## COLLECTED DATA
Begin

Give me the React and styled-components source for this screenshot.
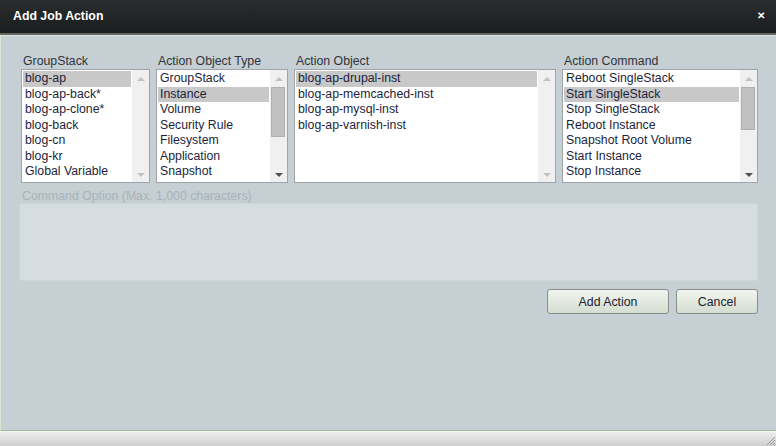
import styled, { createGlobalStyle } from "styled-components";

const GlobalStyle = createGlobalStyle`
  html, body {
    margin: 0;
    padding: 0;
    background: #c5cfd4;
    font-family: "Liberation Sans", Arial, sans-serif;
  }
`;

const Dialog = styled.div`
  width: 776px;
  height: 446px;
  display: flex;
  flex-direction: column;
  background: #c5cfd4;
  overflow: hidden;
`;

const TitleBar = styled.div`
  height: 35px;
  flex: none;
  display: flex;
  align-items: center;
  justify-content: space-between;
  padding: 0 11px 1px 13px;
  background: linear-gradient(#2a2d2f, #1b1d1e);
  border-bottom: 2px solid #62665f;
  box-sizing: border-box;
  color: #fff;
  font-size: 12.3px;
  font-weight: bold;
`;

const Close = styled.span`
  font-size: 10px;
  font-weight: bold;
  line-height: 1;
`;

const Body = styled.div`
  flex: 1;
  display: flex;
  flex-direction: column;
  padding: 18px 18px 0 20px;
  border-left: 1px solid #dbe6d2;
  border-top: 1px solid #dfe6e6;
  border-bottom: 1px solid #a8b8a0;
`;

const ListRow = styled.div`
  display: flex;
  gap: 6px;
`;

const Field = styled.div`
  width: ${(p) => p.$w}px;
  flex: none;
  display: flex;
  flex-direction: column;
`;

const Label = styled.div`
  font-size: 12.3px;
  color: ${(p) => (p.$muted ? "#a9b3b8" : "#30343a")};
  height: 15px;
  line-height: 15px;
  padding-left: ${(p) => (p.$muted ? 1 : 2)}px;
`;

const ListBox = styled.div`
  height: 114px;
  box-sizing: border-box;
  border: 1px solid #9ea4a8;
  background: #fff;
  display: flex;
`;

const Items = styled.div`
  flex: 1;
  padding: 1px 1px 0 1px;
  overflow: hidden;
`;

const Item = styled.div`
  height: 15.5px;
  line-height: 15.5px;
  font-size: 12.3px;
  color: #1d1f3c;
  padding-left: 2px;
  white-space: nowrap;
  background: ${(p) => (p.$selected ? "#c8c8c8" : "transparent")};
`;

const Scrollbar = styled.div`
  width: 17px;
  flex: none;
  background: #f0f0f0;
  position: relative;
  display: flex;
  flex-direction: column;
  align-items: center;
  justify-content: space-between;
  padding: 7px 0 5px;
  box-sizing: border-box;
`;

const Arrow = styled.div`
  width: 0;
  height: 0;
  border-left: 4px solid transparent;
  border-right: 4px solid transparent;
  ${(p) =>
    p.$down
      ? `border-top: 4px solid ${p.$active ? "#505050" : "#c2c2c2"};`
      : `border-bottom: 4px solid ${p.$active ? "#505050" : "#c2c2c2"};`}
`;

const Thumb = styled.div`
  position: absolute;
  left: 1px;
  right: 2px;
  top: 17px;
  height: ${(p) => p.$h}px;
  background: #c1c1c1;
  border: 1px solid #b0b0b0;
  box-sizing: border-box;
`;

const OptionLabel = styled(Label)`
  margin-top: 6px;
  padding-left: 1px;
`;

const OptionArea = styled.div`
  height: 78px;
  margin: -1px 0 0 -2px;
  background: #d5dde0;
  border: 1px solid #ccd5d9;
  border-radius: 2px;
  box-sizing: border-box;
`;

const Buttons = styled.div`
  display: flex;
  justify-content: flex-end;
  gap: 7px;
  margin-top: 8px;
`;

const Button = styled.button`
  width: ${(p) => p.$w}px;
  height: 25px;
  border: 1px solid #878d88;
  border-radius: 3px;
  background: linear-gradient(#f2f5f0, #d3ddd1);
  font-family: "Liberation Sans", Arial, sans-serif;
  font-size: 12.3px;
  color: #202230;
  padding: 0;
`;

const Footer = styled.div`
  height: 14px;
  flex: none;
  background: linear-gradient(#ededed, #cfcfcf);
  border-top: 1px solid #f4f4f4;
  display: flex;
  justify-content: flex-end;
  align-items: flex-end;
`;

const lists = [
  {
    label: "GroupStack",
    w: 129,
    items: ["blog-ap", "blog-ap-back*", "blog-ap-clone*", "blog-back", "blog-cn", "blog-kr", "Global Variable"],
    sel: 0,
  },
  {
    label: "Action Object Type",
    w: 132,
    items: ["GroupStack", "Instance", "Volume", "Security Rule", "Filesystem", "Application", "Snapshot"],
    sel: 1,
    thumb: 50,
  },
  {
    label: "Action Object",
    w: 262,
    items: ["blog-ap-drupal-inst", "blog-ap-memcached-inst", "blog-ap-mysql-inst", "blog-ap-varnish-inst"],
    sel: 0,
  },
  {
    label: "Action Command",
    w: 196,
    items: [
      "Reboot SingleStack",
      "Start SingleStack",
      "Stop SingleStack",
      "Reboot Instance",
      "Snapshot Root Volume",
      "Start Instance",
      "Stop Instance",
    ],
    sel: 1,
    thumb: 43,
  },
];

const Grip = () => (
  <svg width="12" height="12" viewBox="0 0 12 12">
    <path d="M11 3 L3 11 M11 6 L6 11 M11 9 L9 11" stroke="#9a9a9a" strokeWidth="1" />
  </svg>
);

export default function App() {
  return (
    <>
      <GlobalStyle />
      <Dialog>
        <TitleBar>
          <span>Add Job Action</span>
          <Close>✕</Close>
        </TitleBar>
        <Body>
          <ListRow>
            {lists.map((l) => (
              <Field key={l.label} $w={l.w}>
                <Label>{l.label}</Label>
                <ListBox>
                  <Items>
                    {l.items.map((it, i) => (
                      <Item key={it} $selected={i === l.sel}>
                        {it}
                      </Item>
                    ))}
                  </Items>
                  <Scrollbar>
                    <Arrow />
                    {l.thumb && <Thumb $h={l.thumb} />}
                    <Arrow $down $active={!!l.thumb} />
                  </Scrollbar>
                </ListBox>
              </Field>
            ))}
          </ListRow>
          <OptionLabel $muted>Command Option (Max. 1,000 characters)</OptionLabel>
          <OptionArea />
          <Buttons>
            <Button $w={122}>Add Action</Button>
            <Button $w={82}>Cancel</Button>
          </Buttons>
        </Body>
        <Footer>
          <Grip />
        </Footer>
      </Dialog>
    </>
  );
}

End

Would you set down the listing exactly, omitting pictures?

Give me the React and styled-components source for this screenshot.
import styled, { createGlobalStyle } from "styled-components";

const GlobalStyle = createGlobalStyle`
  html, body {
    margin: 0;
    padding: 0;
    background: #c5cfd4;
    font-family: "Liberation Sans", Arial, sans-serif;
  }
`;

const Dialog = styled.div`
  width: 776px;
  height: 446px;
  display: flex;
  flex-direction: column;
  background: #c5cfd4;
  overflow: hidden;
`;

const TitleBar = styled.div`
  height: 35px;
  flex: none;
  display: flex;
  align-items: center;
  justify-content: space-between;
  padding: 0 11px 1px 13px;
  background: linear-gradient(#2a2d2f, #1b1d1e);
  border-bottom: 2px solid #62665f;
  box-sizing: border-box;
  color: #fff;
  font-size: 12.3px;
  font-weight: bold;
`;

const Close = styled.span`
  font-size: 10px;
  font-weight: bold;
  line-height: 1;
`;

const Body = styled.div`
  flex: 1;
  display: flex;
  flex-direction: column;
  padding: 18px 18px 0 20px;
  border-left: 1px solid #dbe6d2;
  border-top: 1px solid #dfe6e6;
  border-bottom: 1px solid #a8b8a0;
`;

const ListRow = styled.div`
  display: flex;
  gap: 6px;
`;

const Field = styled.div`
  width: ${(p) => p.$w}px;
  flex: none;
  display: flex;
  flex-direction: column;
`;

const Label = styled.div`
  font-size: 12.3px;
  color: ${(p) => (p.$muted ? "#a9b3b8" : "#30343a")};
  height: 15px;
  line-height: 15px;
  padding-left: ${(p) => (p.$muted ? 1 : 2)}px;
`;

const ListBox = styled.div`
  height: 114px;
  box-sizing: border-box;
  border: 1px solid #9ea4a8;
  background: #fff;
  display: flex;
`;

const Items = styled.div`
  flex: 1;
  padding: 1px 1px 0 1px;
  overflow: hidden;
`;

const Item = styled.div`
  height: 15.5px;
  line-height: 15.5px;
  font-size: 12.3px;
  color: #1d1f3c;
  padding-left: 2px;
  white-space: nowrap;
  background: ${(p) => (p.$selected ? "#c8c8c8" : "transparent")};
`;

const Scrollbar = styled.div`
  width: 17px;
  flex: none;
  background: #f0f0f0;
  position: relative;
  display: flex;
  flex-direction: column;
  align-items: center;
  justify-content: space-between;
  padding: 7px 0 5px;
  box-sizing: border-box;
`;

const Arrow = styled.div`
  width: 0;
  height: 0;
  border-left: 4px solid transparent;
  border-right: 4px solid transparent;
  ${(p) =>
    p.$down
      ? `border-top: 4px solid ${p.$active ? "#505050" : "#c2c2c2"};`
      : `border-bottom: 4px solid ${p.$active ? "#505050" : "#c2c2c2"};`}
`;

const Thumb = styled.div`
  position: absolute;
  left: 1px;
  right: 2px;
  top: 17px;
  height: ${(p) => p.$h}px;
  background: #c1c1c1;
  border: 1px solid #b0b0b0;
  box-sizing: border-box;
`;

const OptionLabel = styled(Label)`
  margin-top: 6px;
  padding-left: 1px;
`;

const OptionArea = styled.div`
  height: 78px;
  margin: -1px 0 0 -2px;
  background: #d5dde0;
  border: 1px solid #ccd5d9;
  border-radius: 2px;
  box-sizing: border-box;
`;

const Buttons = styled.div`
  display: flex;
  justify-content: flex-end;
  gap: 7px;
  margin-top: 8px;
`;

const Button = styled.button`
  width: ${(p) => p.$w}px;
  height: 25px;
  border: 1px solid #878d88;
  border-radius: 3px;
  background: linear-gradient(#f2f5f0, #d3ddd1);
  font-family: "Liberation Sans", Arial, sans-serif;
  font-size: 12.3px;
  color: #202230;
  padding: 0;
`;

const Footer = styled.div`
  height: 14px;
  flex: none;
  background: linear-gradient(#ededed, #cfcfcf);
  border-top: 1px solid #f4f4f4;
  display: flex;
  justify-content: flex-end;
  align-items: flex-end;
`;

const lists = [
  {
    label: "GroupStack",
    w: 129,
    items: ["blog-ap", "blog-ap-back*", "blog-ap-clone*", "blog-back", "blog-cn", "blog-kr", "Global Variable"],
    sel: 0,
  },
  {
    label: "Action Object Type",
    w: 132,
    items: ["GroupStack", "Instance", "Volume", "Security Rule", "Filesystem", "Application", "Snapshot"],
    sel: 1,
    thumb: 50,
  },
  {
    label: "Action Object",
    w: 262,
    items: ["blog-ap-drupal-inst", "blog-ap-memcached-inst", "blog-ap-mysql-inst", "blog-ap-varnish-inst"],
    sel: 0,
  },
  {
    label: "Action Command",
    w: 196,
    items: [
      "Reboot SingleStack",
      "Start SingleStack",
      "Stop SingleStack",
      "Reboot Instance",
      "Snapshot Root Volume",
      "Start Instance",
      "Stop Instance",
    ],
    sel: 1,
    thumb: 43,
  },
];

const Grip = () => (
  <svg width="12" height="12" viewBox="0 0 12 12">
    <path d="M11 3 L3 11 M11 6 L6 11 M11 9 L9 11" stroke="#9a9a9a" strokeWidth="1" />
  </svg>
);

export default function App() {
  return (
    <>
      <GlobalStyle />
      <Dialog>
        <TitleBar>
          <span>Add Job Action</span>
          <Close>✕</Close>
        </TitleBar>
        <Body>
          <ListRow>
            {lists.map((l) => (
              <Field key={l.label} $w={l.w}>
                <Label>{l.label}</Label>
                <ListBox>
                  <Items>
                    {l.items.map((it, i) => (
                      <Item key={it} $selected={i === l.sel}>
                        {it}
                      </Item>
                    ))}
                  </Items>
                  <Scrollbar>
                    <Arrow />
                    {l.thumb && <Thumb $h={l.thumb} />}
                    <Arrow $down $active={!!l.thumb} />
                  </Scrollbar>
                </ListBox>
              </Field>
            ))}
          </ListRow>
          <OptionLabel $muted>Command Option (Max. 1,000 characters)</OptionLabel>
          <OptionArea />
          <Buttons>
            <Button $w={122}>Add Action</Button>
            <Button $w={82}>Cancel</Button>
          </Buttons>
        </Body>
        <Footer>
          <Grip />
        </Footer>
      </Dialog>
    </>
  );
}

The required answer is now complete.